Re: [Evolution] Connecting Evolution to an Exchange 2010 server



On Thu, 2022-03-24 at 16:37 +0700, Frederic Muller wrote:
So I removed the #DEFAULT and typed the update-crypto-policies. It
did ask me to restart which I did, as you're mentioning right
below...

        Hi,
you "removed the #DEFAULT"? I'm a bit confused, I'm sorry. Strictly
following the commands I pasted make things work here. I really pasted
them, from a terminal where I gave it a try. The update-crypto-policies
gives a hint what cipher set it enables and it's required to be ran
after the changes in the file, otherwise nothing is modified in the
corresponding places.

Unless your Exchange 2010 server uses something even more ancient
than the Exchange 2007 I have.

Is that possible?

I do not know.

When I move back to the DEFAULT crypto policies and run:

   $ gnutls-cli exchange.server.com --debug=100

then it ends with:

   *** Fatal error: The TLS connection was non-properly terminated.

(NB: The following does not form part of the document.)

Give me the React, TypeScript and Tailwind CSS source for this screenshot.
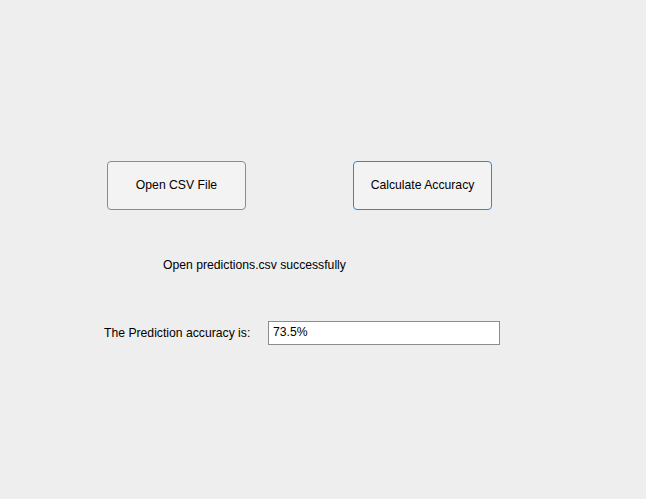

and several lines above this is shown:

   |<4>| EXT[0x55873a619140]: Preparing extension (Supported
   Versions/43) for 'client hello'
   |<2>| Advertizing version 3.4
   |<2>| Advertizing version 3.3
   .....
   |<4>| HSK[0x55873a619140]: CLIENT HELLO was queued [408 bytes]
   |<11>| HWRITE: enqueued [CLIENT HELLO] 408. Total 408 bytes.
   |<11>| HWRITE FLUSH: 408 bytes in buffer.
   |<5>| REC[0x55873a619140]: Preparing Packet Handshake(22) with
   length: 408 and min pad: 0
   |<9>| ENC[0x55873a619140]: cipher: NULL, MAC: MAC-NULL, Epoch: 0

and above that a list of supported signature algos and cipher suits and
so on. When I switch to the LEGACY crypto policies the relevant part of
the log says:

   |<4>| EXT[0x55ec797a21a0]: Preparing extension (Supported
   Versions/43) for 'client hello'
   |<2>| Advertizing version 3.4
   |<2>| Advertizing version 3.3
   |<2>| Advertizing version 3.2
   |<2>| Advertizing version 3.1
   ...
   |<4>| HSK[0x55ec797a21a0]: CLIENT HELLO was queued [432 bytes]
   |<11>| HWRITE: enqueued [CLIENT HELLO] 432. Total 432 bytes.
   |<11>| HWRITE FLUSH: 432 bytes in buffer.
   |<5>| REC[0x55ec797a21a0]: Preparing Packet Handshake(22) with
   length: 432 and min pad: 0
   |<9>| ENC[0x55ec797a21a0]: cipher: NULL, MAC: MAC-NULL, Epoch: 0

followed by:

   ...
   |<4>| HSK[0x55ec797a21a0]: SERVER HELLO (2) was received. Length
   77[907], frag offset 0, frag length: 77, sequence: 0
   |<3>| ASSERT: buffers.c[get_last_packet]:1176
   |<3>| ASSERT: buffers.c[_gnutls_handshake_io_recv_int]:1428
   |<4>| HSK[0x55ec797a21a0]: Server's version: 3.1
   |<4>| HSK[0x55ec797a21a0]: SessionID length: 32
   |<4>| HSK[0x55ec797a21a0]: SessionID: xxxxxxx
   |<4>| HSK[0x55ec797a21a0]: Selected cipher suite:
   GNUTLS_RSA_3DES_EDE_CBC_SHA1
   |<4>| EXT[0x55ec797a21a0]: Parsing extension 'Safe
   Renegotiation/65281' (1 bytes)
   |<4>| HSK[0x55ec797a21a0]: Safe renegotiation succeeded
   ...

and then it fails on not-trusted certificate, but it is able to connect
to the server when the LEGACY is used.

I do not know how the GnuTLS works under the hood, neither how to
decipher its log, I only know that the evolution-ews uses glib, which
uses glib-networking, which uses GnuTLS under the hood.

You can run as a regular user:

   $ update-crypto-policies --show
   $ update-crypto-policies --is-applied
   $ update-crypto-policies --check

which should return, in the same order:

   LEGACY
   The configured policy is applied
   The configured policy matches the generated policy

as it does here. There are probably other ways how to enable even more
ancient algorithms/ciphers/..., but I do not know them. If the above
doesn't work, then I suggest to search the Internet. Giving the search
page an exact error message, and adding "GnuTLS" to it, may help to
limit the answers, hopefully to the most relevant.